Give the number of lines below that contain the word "components", and nothing else.

--- Start of Raw records ---

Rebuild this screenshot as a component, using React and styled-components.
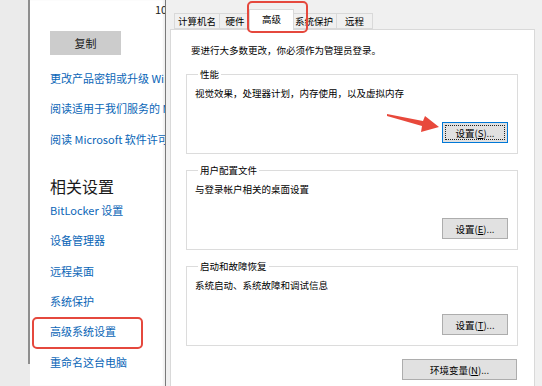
import styled, { createGlobalStyle } from "styled-components";

const GlobalStyle = createGlobalStyle`
  html, body {
    margin: 0;
    padding: 0;
    background: #f0f0f0;
  }
  body {
    font-family: "Noto Sans CJK SC", "Noto Sans", sans-serif;
  }
`;

const App = () => {
  return (
    <>
      <GlobalStyle />
      <Screen>
        <Strip>
          <StripLine />
        </Strip>
        <SettingsPanel>
          <InfoRow>
            <InfoLabel>版本</InfoLabel>
            <InfoValue>
              <span>19044.1826</span>
              <span>10.0.19044</span>
            </InfoValue>
          </InfoRow>
          <CopyButton>复制</CopyButton>
          <LinkList top={15}>
            <LinkItem>更改产品密钥或升级 Windows</LinkItem>
            <LinkItem>阅读适用于我们服务的 Microsoft 服务协议</LinkItem>
            <LinkItem>阅读 Microsoft 软件许可条款</LinkItem>
          </LinkList>
          <SectionTitle>相关设置</SectionTitle>
          <LinkList top={5}>
            <LinkItem>BitLocker 设置</LinkItem>
            <LinkItem>设备管理器</LinkItem>
            <LinkItem>远程桌面</LinkItem>
            <LinkItem>系统保护</LinkItem>
            <LinkItem highlight>高级系统设置</LinkItem>
            <LinkItem>重命名这台电脑</LinkItem>
          </LinkList>
        </SettingsPanel>
        <Divider />
        <Dialog>
          <TabBar>
            <Tab w={46}>计算机名</Tab>
            <Tab w={32}>硬件</Tab>
            <Tab w={41} active>
              高级
            </Tab>
            <Tab w={46}>系统保护</Tab>
            <Tab w={37}>远程</Tab>
          </TabBar>
          <Pane>
            <Notice>要进行大多数更改，你必须作为管理员登录。</Notice>
            <Group>
              <legend>性能</legend>
              <GroupText>视觉效果，处理器计划，内存使用，以及虚拟内存</GroupText>
              <DlgButton focused>
                设置(<u>S</u>)...
              </DlgButton>
            </Group>
            <Group>
              <legend>用户配置文件</legend>
              <GroupText>与登录帐户相关的桌面设置</GroupText>
              <DlgButton>
                设置(<u>E</u>)...
              </DlgButton>
            </Group>
            <Group>
              <legend>启动和故障恢复</legend>
              <GroupText>系统启动、系统故障和调试信息</GroupText>
              <DlgButton>
                设置(<u>T</u>)...
              </DlgButton>
            </Group>
            <EnvButton>
              环境变量(<u>N</u>)...
            </EnvButton>
          </Pane>
          <Arrow width="56" height="26" viewBox="0 0 56 26">
            <polygon
              points="1,4 37,11 39,6 53,17 35,22 36,16 1,6"
              fill="#e8483b"
            />
          </Arrow>
        </Dialog>
      </Screen>
    </>
  );
};

const Screen = styled.div`
  display: flex;
  width: 542px;
  height: 386px;
  overflow: hidden;
`;

const Strip = styled.div`
  width: 30px;
  flex-shrink: 0;
  background: #ebebeb;
  display: flex;
  justify-content: flex-end;
  align-items: flex-start;
`;

const StripLine = styled.div`
  width: 2px;
  height: 364px;
  background: #8e8e8e;
`;

const SettingsPanel = styled.div`
  position: relative;
  width: 135px;
  flex-shrink: 0;
  background: #fff;
  padding-left: 20px;
  box-sizing: border-box;
  overflow: hidden;
  white-space: nowrap;
  font-size: 11px;
  box-shadow: inset -2px 0 2px rgba(0, 0, 0, 0.06);
`;

const InfoRow = styled.div`
  display: flex;
  margin-top: -15px;
  line-height: 16px;
  color: #1a1a1a;
`;

const InfoLabel = styled.span`
  width: 105px;
  flex-shrink: 0;
`;

const InfoValue = styled.span`
  display: flex;
  flex-direction: column;
`;

const CopyButton = styled.div`
  width: 71px;
  height: 24px;
  margin-top: 14px;
  background: #cccccc;
  color: #1a1a1a;
  display: flex;
  align-items: center;
  justify-content: center;
`;

const LinkList = styled.div`
  display: flex;
  flex-direction: column;
  gap: 14.4px;
  margin-top: ${({ top }) => top}px;
`;

const LinkItem = styled.div`
  position: relative;
  color: #0a66b7;
  line-height: 16px;

  ${({ highlight }) =>
    highlight &&
    `
    &::after {
      content: "";
      position: absolute;
      left: -18px;
      top: -6px;
      width: 111px;
      height: 32px;
      box-sizing: border-box;
      border: 2.5px solid #e5483d;
      border-radius: 5px;
    }
  `}
`;

const SectionTitle = styled.div`
  margin-top: 28px;
  font-size: 16px;
  line-height: 22px;
  color: #1a1a1a;
`;

const Divider = styled.div`
  width: 1px;
  flex-shrink: 0;
  background: #7a7a7a;
`;

const Dialog = styled.div`
  position: relative;
  flex: 1;
  background: #f0f0f0;
  padding: 0 7px 0 4px;
  font-size: 9.5px;
  color: #000;
`;

const TabBar = styled.div`
  display: flex;
  align-items: flex-end;
  height: 29px;
  padding-left: 4px;
  position: relative;
  z-index: 1;
`;

const Tab = styled.div`
  position: relative;
  box-sizing: border-box;
  width: ${({ w, active }) => (active ? w + 4 : w)}px;
  height: ${({ active }) => (active ? 21 : 16)}px;
  margin: ${({ active }) => (active ? "0 -2px -1px" : "0 0 0 -1px")};
  padding-bottom: ${({ active }) => (active ? 3 : 0)}px;
  background: ${({ active }) => (active ? "#fff" : "#f0f0f0")};
  border: 1px solid #d9d9d9;
  border-bottom: ${({ active }) => (active ? "none" : "1px solid #d9d9d9")};
  display: flex;
  align-items: center;
  justify-content: center;
  z-index: ${({ active }) => (active ? 2 : 0)};

  &:first-child {
    margin-left: 0;
  }

  ${({ active }) =>
    active &&
    `
    &::after {
      content: "";
      position: absolute;
      left: -3px;
      top: -9px;
      width: 61px;
      height: 32px;
      box-sizing: border-box;
      border: 2.5px solid #e5483d;
      border-radius: 5px;
    }
  `}
`;

const Pane = styled.div`
  height: 400px;
  background: #fff;
  border: 1px solid #d9d9d9;
  padding: 13px 16px 0 15px;
  display: flex;
  flex-direction: column;
`;

const Notice = styled.div`
  line-height: 14px;
  padding-left: 5px;
  margin-bottom: 11px;
`;

const Group = styled.fieldset`
  margin: 0 0 10px;
  padding: 0 9px 10px 8px;
  border: 1px solid #dcdcdc;
  display: flex;
  flex-direction: column;
  min-width: 0;

  legend {
    padding: 0 2px;
    margin-left: 3px;
    line-height: 12px;
  }
`;

const GroupText = styled.div`
  margin-top: 6px;
  line-height: 14px;
`;

const DlgButton = styled.div`
  align-self: flex-end;
  margin-top: 22px;
  width: 66px;
  height: 21px;
  box-sizing: border-box;
  background: #e1e1e1;
  border: 1px solid ${({ focused }) => (focused ? "#0078d7" : "#adadad")};
  outline: ${({ focused }) => (focused ? "1px dotted #222" : "none")};
  outline-offset: -4px;
  display: flex;
  align-items: center;
  justify-content: center;
`;

const EnvButton = styled(DlgButton)`
  margin-top: 3px;
  margin-right: 1px;
  width: 115px;
`;

const Arrow = styled.svg`
  position: absolute;
  left: 220px;
  top: 110px;
  z-index: 3;
`;

export default App;
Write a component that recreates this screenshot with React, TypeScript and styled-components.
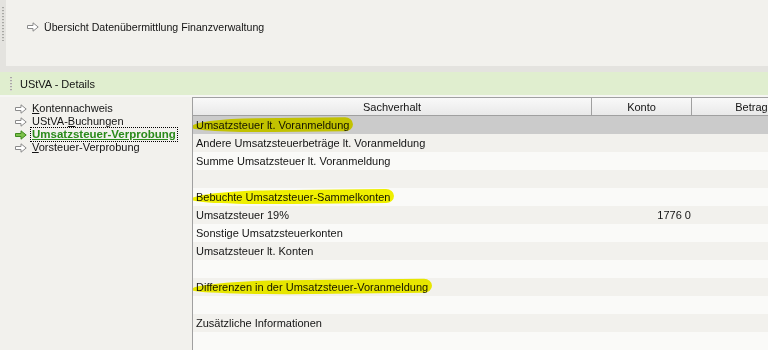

--- End of Raw records ---

### Finished task
3